What AI Will Never Be

That photo you see is from 2009. It was late at night. Quiet, but full. I was supporting the birth of my 500th baby.

There’s something about being in the room when a new life begins that never feels routine. No matter how many times you’ve done it, no matter how practiced your hands are, it stops you. You feel time stretch. You become aware of every breath, every muscle, every pulse. Birth is not efficient. It’s not scalable. It’s not optimized. It’s raw, unpredictable, messy, holy. It requires presence more than precision.

I think about that moment often now, especially in conversations about work, worth, and artificial intelligence.
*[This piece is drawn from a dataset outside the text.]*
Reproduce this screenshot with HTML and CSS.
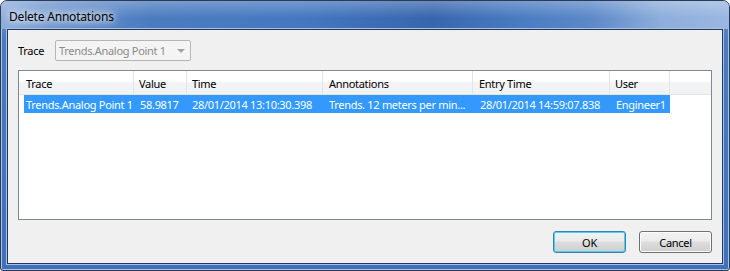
FILE: index.html
```html
<!DOCTYPE html>
<html>
<head>
    <meta charset="UTF-8">
    <title>Delete Annotations</title>
    <link rel="stylesheet" href="styles.css">
</head>
<body>
    <div class="window">
        <div class="titlebar"><span class="title">Delete Annotations</span></div>
        <div class="client">
            <div class="filter">
                <label class="filter-label">Trace</label>
                <div class="combo">
                    <span class="combo-text">Trends.Analog Point 1</span>
                    <span class="combo-arrow"></span>
                </div>
            </div>
            <div class="list">
                <div class="list-header">
                    <div class="hcell c1">Trace</div>
                    <div class="hcell c2">Value</div>
                    <div class="hcell c3">Time</div>
                    <div class="hcell c4">Annotations</div>
                    <div class="hcell c5">Entry Time</div>
                    <div class="hcell c6">User</div>
                    <div class="hcell rest"></div>
                </div>
                <div class="list-row selected">
                    <div class="cell c1">Trends.Analog Point 1</div>
                    <div class="cell c2">58.9817</div>
                    <div class="cell c3">28/01/2014 13:10:30.398</div>
                    <div class="cell c4">Trends. 12 meters per min...</div>
                    <div class="cell c5">28/01/2014 14:59:07.838</div>
                    <div class="cell c6">Engineer1</div>
                </div>
            </div>
            <div class="buttons">
                <button type="button" class="btn default">OK</button>
                <button type="button" class="btn">Cancel</button>
            </div>
        </div>
    </div>
</body>
</html>
```

FILE: styles.css
```css
html, body {
    margin: 0;
    padding: 0;
    background-color: #FFFFFF;
}
body {
    font-family: "Noto Sans", "Open Sans", sans-serif;
    font-size: 11px;
    letter-spacing: -0.3px;
    color: #000000;
}
.window {
    box-sizing: border-box;
    width: 730px;
    height: 271px;
    border: 1px solid #2a3b55;
    border-radius: 7px 7px 3px 3px;
    padding: 0 6px 6px 6px;
    /* Aero basic frame blue */
    background: linear-gradient(to bottom, #6f95cc 0px, #4a7bc0 40px, #3f71b9 100%);
    box-shadow: inset 0 0 0 1px #a9c1e5;
    display: flex;
    flex-direction: column;
}
.titlebar {
    height: 28px;
    margin: 0 -6px;
    padding-left: 8px;
    border-radius: 6px 6px 0 0;
    background:
        linear-gradient(to bottom, rgba(255,255,255,0.25), rgba(255,255,255,0) 60%),
        linear-gradient(to right, #8eaedb 0px, #6892cc 60px, #4b7cc0 150px, #4578bf 300px,
            #3766ad 430px, #4a7cc2 520px, #5c89c8 590px, #8eaedb 660px, #9ab7e1 730px);
    display: flex;
    align-items: center;
}
.title {
    font-size: 12px;
    letter-spacing: -0.2px;
    padding-top: 2px;
    color: #000000;
    text-shadow: 0 0 6px #FFFFFF, 0 0 10px rgba(255,255,255,0.9), 0 0 14px rgba(255,255,255,0.7);
}
.client {
    box-sizing: border-box;
    height: 235px;
    background-color: #F0F0F0;
    border: 1px solid #22395b;
    box-shadow: 0 0 0 1px #a7c0e4;
    padding: 10px 10px 10px 10px;
    display: flex;
    flex-direction: column;
}
.filter {
    display: flex;
    align-items: center;
    height: 21px;
}
.filter-label {
    width: 37px;
    padding-top: 0;
}
.combo {
    box-sizing: border-box;
    width: 136px;
    height: 21px;
    border: 1px solid #b5b5b5;
    border-radius: 2px;
    background-color: #F4F4F4;
    color: #8a8a8a;
    display: flex;
    align-items: center;
    justify-content: space-between;
    padding: 0 5px 0 3px;
}
.combo-arrow {
    width: 0;
    height: 0;
    border-left: 4px solid transparent;
    border-right: 4px solid transparent;
    border-top: 4px solid #a3a3a3;
}
.list {
    box-sizing: border-box;
    margin-top: 9px;
    height: 150px;
    border: 1px solid #828790;
    background-color: #FFFFFF;
}
.list-header {
    display: flex;
    height: 24px;
    box-sizing: border-box;
    border-bottom: 1px solid #e5e5e5;
    background: linear-gradient(to bottom, #FFFFFF 0%, #FFFFFF 45%, #f3f4f6 50%, #f1f2f4 100%);
}
.hcell {
    box-sizing: border-box;
    border-right: 1px solid #e3e4e6;
    padding: 5px 0 0 5px;
    white-space: nowrap;
    overflow: hidden;
}
.hcell.c1 { width: 115px; padding-left: 7px; }
.hcell.c2 { width: 53px; }
.hcell.c3 { width: 136px; }
.hcell.c4 { width: 150px; padding-left: 6px; }
.hcell.c5 { width: 137px; padding-left: 6px; }
.hcell.c6 { width: 60px; }
.hcell.rest { flex: 1; border-right: none; }
.list-row {
    display: flex;
    height: 18px;
    margin-left: 5px;
    width: 646px;
}
.list-row.selected {
    background-color: #3399FF;
    color: #FFFFFF;
}
.cell {
    box-sizing: border-box;
    padding: 2px 0 0 6px;
    white-space: nowrap;
    overflow: hidden;
}
.cell.c1 { width: 110px; padding-left: 2px; }
.cell.c2 { width: 53px; }
.cell.c3 { width: 136px; padding-left: 5px; }
.cell.c4 { width: 150px; }
.cell.c5 { width: 137px; padding-left: 7px; }
.cell.c6 { width: 60px; }
.buttons {
    display: flex;
    justify-content: flex-end;
    gap: 13px;
    margin-top: 11px;
}
.btn {
    box-sizing: border-box;
    width: 73px;
    height: 22px;
    font-family: "Noto Sans", "Open Sans", sans-serif;
    font-size: 11px;
    letter-spacing: -0.3px;
    color: #000000;
    border: 1px solid #707070;
    border-radius: 3px;
    background: linear-gradient(to bottom, #f2f2f2 0%, #ebebeb 45%, #dddddd 50%, #cfcfcf 100%);
    box-shadow: inset 0 0 0 1px #fcfcfc;
    padding: 0;
}
.btn.default {
    border-color: #3c7fb1;
    box-shadow: inset 0 0 0 1px #48d0f8;
}
```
In 2025, it’s easy to get swept up in the momentum of AI. The tools are powerful. They save time. They remove friction. They’re doing things that once seemed unimaginable. We should absolutely use them for what they can do. Automate the repeatable. Streamline the systems. Build faster, reach further, process more.

But we also need to stay grounded in the difference between what is artificial and what is human.

AI does not attend birth. It does not sit at a deathbed. It does not hold someone’s hand when they are afraid, or tired, or trying to stay brave in the middle of something they did not choose. It does not grieve. It does not wait with someone while they decide who they want to become. And it does not walk with them through the slow, uncertain work of becoming.

These are human things. They happen slowly, in layers, often without words. You know them when you feel them. You know them in your bones.

This matters not just in medicine or caregiving, but in how we show up in the world, especially at work. If you are applying for jobs right now, you might feel the quiet pressure to sound more like a system. More crisp. More perfect. Less messy. Less real.

But AI will never understand what it is to be alive in a body. It will never understand what it means to say goodbye, or to hold a newborn against your chest and feel the weight of both fear and awe at once. It will never carry a lifetime of memory inside a single scent. It will never change because it chose to love someone.

You do those things every day, whether you realize it or not.

So yes, let’s use AI. Let’s use it well. But let’s not confuse usefulness with humanness. Let’s not let the speed of technology rush us out of our own knowing. Let’s not flatten our presence to fit into systems that were never designed to hold our full selves.

The most important parts of being alive have never been the fastest or the most measurable. They are the ones that remind us we are temporary. That we are connected. That we are here, now.

And that matters more than anything a machine will ever write.